For example, run the following aggregation and switch the output to a bar chart of total_sales by store_location:
from pyspark.sql.functions import sum
sales_by_store = sales_df.groupBy("store_location").agg(
sum("sale_amount").alias("total_sales")
)
display(sales_by_store)A couple of practical notes. First, display() renders a limited number of rows (1,000 by default, and you can raise the limit to 10,000 in the output toolbar) — for charts over a large table, aggregate first with Spark, as we did above, so the chart sees the complete picture rather than a truncated one. Second, the chart configuration is saved with the notebook output, so a colleague opening your notebook sees the chart exactly as you configured it.
The built-in chart view is perfect for everyday exploration. Its limits are customization (you choose among preset chart types and options) and reproducibility (the configuration lives in the UI, not in code). When you need full control, or charts that are generated programmatically, it’s time for the Python libraries.
6.3 Integrating Python Visualization Libraries
One of the strengths of Microsoft Fabric notebooks is that the most common Python visualization libraries — Matplotlib, Seaborn, Plotly, Bokeh — are preinstalled and ready to use. However, using these libraries with PySpark requires understanding how to bridge between the distributed Spark world and the plotting functions, which typically expect local data (like a pandas DataFrame or NumPy array).
6.3.1 Using Matplotlib for Basic Charts
Matplotlib is the fundamental plotting library in Python.

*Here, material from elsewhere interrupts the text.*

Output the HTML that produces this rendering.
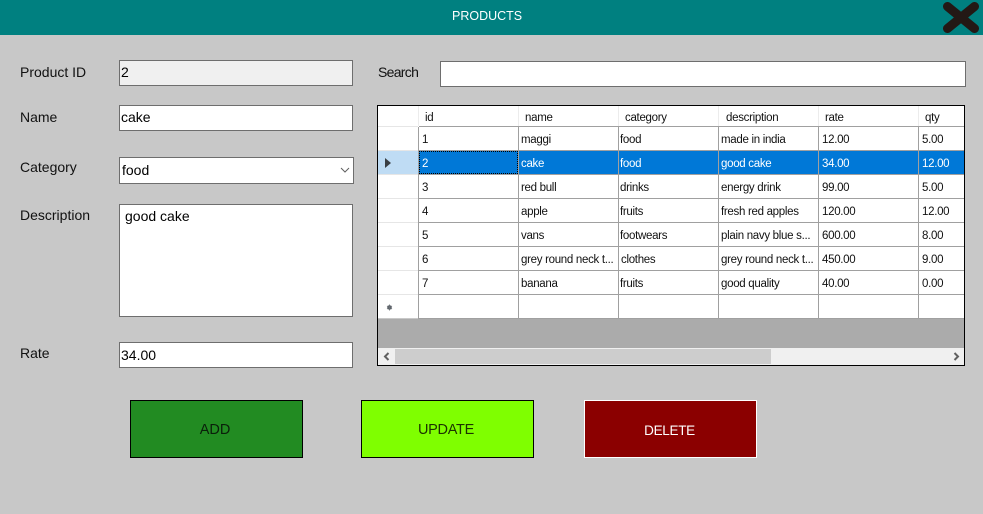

It allows you to create static charts like line graphs, bar charts, histograms, pie charts, and more. If you’ve never used it, think of Matplotlib as the Python equivalent of creating a chart in Excel or Power BI, but through code. It might feel low-level, but it’s very powerful and flexible.
To use Matplotlib in a PySpark notebook, follow these general steps:
- Import Matplotlib – Usually you’ll import it as
import matplotlib.pyplot as plt. This is the standard convention. - Convert the Spark DataFrame to pandas – Matplotlib cannot directly plot a Spark DataFrame. You first need to collect the data to the notebook’s driver memory. Typically, this means converting the Spark DataFrame to a pandas DataFrame using
.toPandas(). Be careful: this operation should only be done on a small amount of data, because it moves data out of Spark’s distributed memory into a single node’s memory. Often, you’ll filter, aggregate, or sample your Spark DataFrame before converting, to avoid running out of memory. - Create the plot – Use Matplotlib functions or pandas plotting methods to create a chart. For example, you can use
plt.plot()for line charts orplt.hist()for histograms. If you have a pandas DataFramepdf, you can also call methods likepdf.plot(kind='hist')orpdf.plot(kind='bar')to quickly plot using pandas’ built-in wrappers for Matplotlib. - Show the plot – In a Jupyter-style environment, simply creating the plot is often enough to display it. However, it’s good practice to call
plt.show()to ensure the figure renders. In Fabric notebooks, the Matplotlib output appears right below the cell.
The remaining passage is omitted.